SINGAPORE/LONDON, March 2 (Reuters) - Short-dated U.S. Treasury yields rose on Monday as an early bout of safe-haven buying over the risk of a drawn-out Middle East conflict gave way to investor concern about a spike in global inflation due to a surge in oil prices.
Two-year Treasury yields US2YT=RR, which are the most sensitive to any changes in expectations for U.S. monetary policy, rose nearly 3 basis points on the day to 3.406% as prices fell. They traded earlier at their lowest since August 2022.
Oil prices LCOc1 gained as much as 13% on Monday, after shipping in the crucial Strait of Hormuz was disrupted by retaliatory Iranian attacks following initial bombing by Israel and the United States that killed Iranian Supreme Leader Ali Khamenei.
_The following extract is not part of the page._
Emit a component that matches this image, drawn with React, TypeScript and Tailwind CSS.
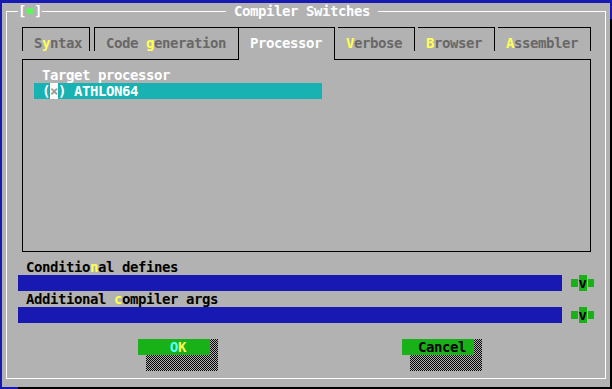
import React from "react";

// Linux console palette
// gray #b2b2b2, blue #1818b2, green #18b218, cyan #18b2b2, dgray #686868

function Hot({ children }: { children: React.ReactNode }) {
  return <span className="text-[#ffff54]">{children}</span>;
}

function HistoryBtn({ row }: { row: string }) {
  return (
    <div className={`col-[72/span_3] ${row} flex items-center`}>
      <div className="ml-[1px] h-[8px] w-[7px] bg-[#18b218]" />
      <div className="ml-[1px] flex h-[16px] w-[8px] items-center justify-center bg-[#18b218] text-black">v</div>
      <div className="ml-[1px] h-[8px] w-[7px] bg-[#18b218]" />
    </div>
  );
}

const checker =
  "bg-[image:repeating-conic-gradient(#000_0%_25%,#b2b2b2_0%_50%)] bg-[length:2px_2px]";

export default function App() {
  return (
    <div className="h-[389px] w-[612px] overflow-hidden bg-[#1818b2] pl-[2px] pt-[3px] font-['DejaVu_Sans_Mono',monospace] text-[14px] font-bold leading-[16px] tracking-[-0.43px]">
      <div className="grid h-[384px] w-[608px] grid-cols-[repeat(76,8px)] grid-rows-[repeat(24,16px)] bg-[#b2b2b2] shadow-[16px_16px_0_#000] whitespace-pre">
        {/* window frame */}
        <div className="col-[1/span_76] row-[1/span_24] mb-[8px] ml-[4px] mr-[4px] mt-[8px] border border-white" />
        <div className="col-[3/span_3] row-[1] flex bg-[#b2b2b2] text-white">
          <span className="w-[8px]">[</span>
          <span className="flex w-[8px] items-center justify-center">
            <svg width="8" height="8" viewBox="0 0 8 8">
              <path d="M1 1L7 7M7 1L1 7M0 4H8M4 1V7" stroke="#54ff54" strokeWidth="1.6" />
            </svg>
          </span>
          <span className="w-[8px]">]</span>
        </div>
        <div className="col-[29/span_19] row-[1] bg-[#b2b2b2] text-white"> Compiler Switches </div>

        {/* tab boxes */}
        <div className="col-[3/span_9] row-[2/span_2] ml-[4px] mt-[8px] border-l border-r border-t border-black" />
        <div className="col-[12/span_19] row-[2/span_2] ml-[4px] mr-[4px] mt-[8px] border-l border-t border-black" />
        <div className="col-[3/span_72] row-[4/span_13] mb-[7px] ml-[4px] mr-[3px] mt-[8px] border border-black" />
        <div className="col-[30/span_13] row-[2/span_3] mb-[7px] ml-[4px] mr-[3px] mt-[8px] border-l border-r border-t border-black bg-[#b2b2b2]" />
        <div className="col-[43/span_10] row-[2/span_2] mr-[3px] mt-[8px] border-r border-t border-black" />
        <div className="col-[53/span_10] row-[2/span_2] mr-[3px] mt-[8px] border-r border-t border-black" />
        <div className="col-[63/span_12] row-[2/span_2] mr-[3px] mt-[8px] border-r border-t border-black" />

        {/* tab labels */}
        <div className="col-[5/span_6] row-[3] text-[#686868]">S<Hot>y</Hot>ntax</div>
        <div className="col-[14/span_15] row-[3] text-[#686868]">Code <Hot>g</Hot>eneration</div>
        <div className="col-[32/span_9] row-[3] text-white">Processor</div>
        <div className="col-[44/span_7] row-[3] text-[#686868]"><Hot>V</Hot>erbose</div>
        <div className="col-[54/span_7] row-[3] text-[#686868]"><Hot>B</Hot>rowser</div>
        <div className="col-[64/span_9] row-[3] text-[#686868]"><Hot>A</Hot>ssembler</div>

        {/* processor page */}
        <div className="col-[6/span_16] row-[5] text-white">Target processor</div>
        <div className="col-[5/span_36] row-[6] flex bg-[#18b2b2] pl-[8px] text-white">
          <span className="w-[8px]">(</span>
          <span className="w-[8px] bg-white text-center text-[#9a9a9a]">×</span>
          <span>) ATHLON64</span>
        </div>

        {/* defines / args */}
        <div className="col-[4/span_19] row-[17] text-black">Conditio<Hot>n</Hot>al defines</div>
        <div className="col-[3/span_68] row-[18] bg-[#1818b2]" />
        <HistoryBtn row="row-[18]" />
        <div className="col-[4/span_24] row-[19] text-black">Additional <Hot>c</Hot>ompiler args</div>
        <div className="col-[3/span_68] row-[20] bg-[#1818b2]" />
        <HistoryBtn row="row-[20]" />

        {/* buttons */}
        <div className={`col-[19/span_9] row-[22/span_2] ${checker}`} />
        <div className="col-[18/span_9] row-[22] bg-[#18b218] pl-[32px]">
          <span className="text-[#54ffff]">O</span>
          <span className="text-[#ffff54]">K</span>
        </div>
        <div className={`col-[52/span_9] row-[22/span_2] ${checker}`} />
        <div className="col-[51/span_9] row-[22] bg-[#18b218] pl-[16px] text-black">Cancel</div>
      </div>
    </div>
  );
}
Israel launched new air strikes targeting Tehran and expanded its military campaign to include attacks on Iran-backed Hezbollah militants in Lebanon on Monday, as U.S. President Donald Trump signaled the U.S.-Israeli military assault on Iranian targets could continue for weeks.
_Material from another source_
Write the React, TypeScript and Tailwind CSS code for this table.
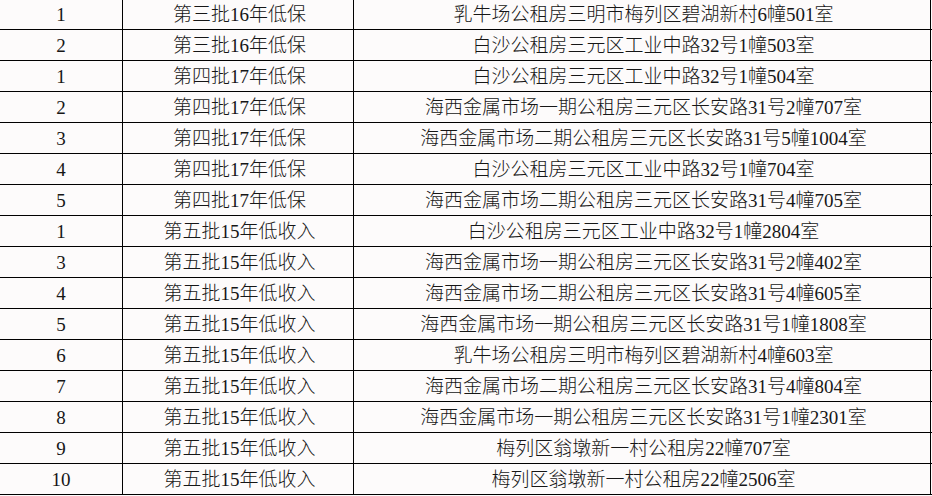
import React from 'react';

type Row = [string, string, string];

const rows: Row[] = [
  ['1', '第三批16年低保', '乳牛场公租房三明市梅列区碧湖新村6幢501室'],
  ['2', '第三批16年低保', '白沙公租房三元区工业中路32号1幢503室'],
  ['1', '第四批17年低保', '白沙公租房三元区工业中路32号1幢504室'],
  ['2', '第四批17年低保', '海西金属市场一期公租房三元区长安路31号2幢707室'],
  ['3', '第四批17年低保', '海西金属市场二期公租房三元区长安路31号5幢1004室'],
  ['4', '第四批17年低保', '白沙公租房三元区工业中路32号1幢704室'],
  ['5', '第四批17年低保', '海西金属市场二期公租房三元区长安路31号4幢705室'],
  ['1', '第五批15年低收入', '白沙公租房三元区工业中路32号1幢2804室'],
  ['3', '第五批15年低收入', '海西金属市场一期公租房三元区长安路31号2幢402室'],
  ['4', '第五批15年低收入', '海西金属市场二期公租房三元区长安路31号4幢605室'],
  ['5', '第五批15年低收入', '海西金属市场一期公租房三元区长安路31号1幢1808室'],
  ['6', '第五批15年低收入', '乳牛场公租房三明市梅列区碧湖新村4幢603室'],
  ['7', '第五批15年低收入', '海西金属市场二期公租房三元区长安路31号4幢804室'],
  ['8', '第五批15年低收入', '海西金属市场一期公租房三元区长安路31号1幢2301室'],
  ['9', '第五批15年低收入', '梅列区翁墩新一村公租房22幢707室'],
  ['10', '第五批15年低收入', '梅列区翁墩新一村公租房22幢2506室'],
];

export default function App() {
  return (
    <div
      className="w-[932px] h-[496px] overflow-hidden bg-[#fdfbfb] text-[#161616]"
      style={{ fontFamily: '"Liberation Serif", "Noto Sans CJK SC", serif' }}
    >
      <div className="-mt-[1px]">
        {rows.map(([no, batch, address], i) => (
          <div key={i} className="grid grid-cols-[123px_231px_577px] h-[31px] border-b border-black text-[19px] leading-none font-light">
            <div className="flex items-center justify-center border-r border-black">{no}</div>
            <div className="flex items-center justify-center border-r border-black pl-[3px]">{batch}</div>
            <div className="flex items-center justify-center border-r border-black pl-[3px]">{address}</div>
          </div>
        ))}
      </div>
    </div>
  );
}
"Treasuries (are) actually trading softer, led by the long-end of the curve, likely a result of inflation expectations being boosted by the surge in energy costs," Pepperstone senior research strategist Michael Brown said.
Thirty-year Treasury yields US30YT=RR were up 2 bps on the day at 4.652%.
Market-based inflation expectations held firm. The two-year breakeven inflation rate, which is derived from subtracting the yield on a two-year inflation-linked Treasury note from two-year nominal yields, was a touch firmer at 2.544%, its highest for nearly a month.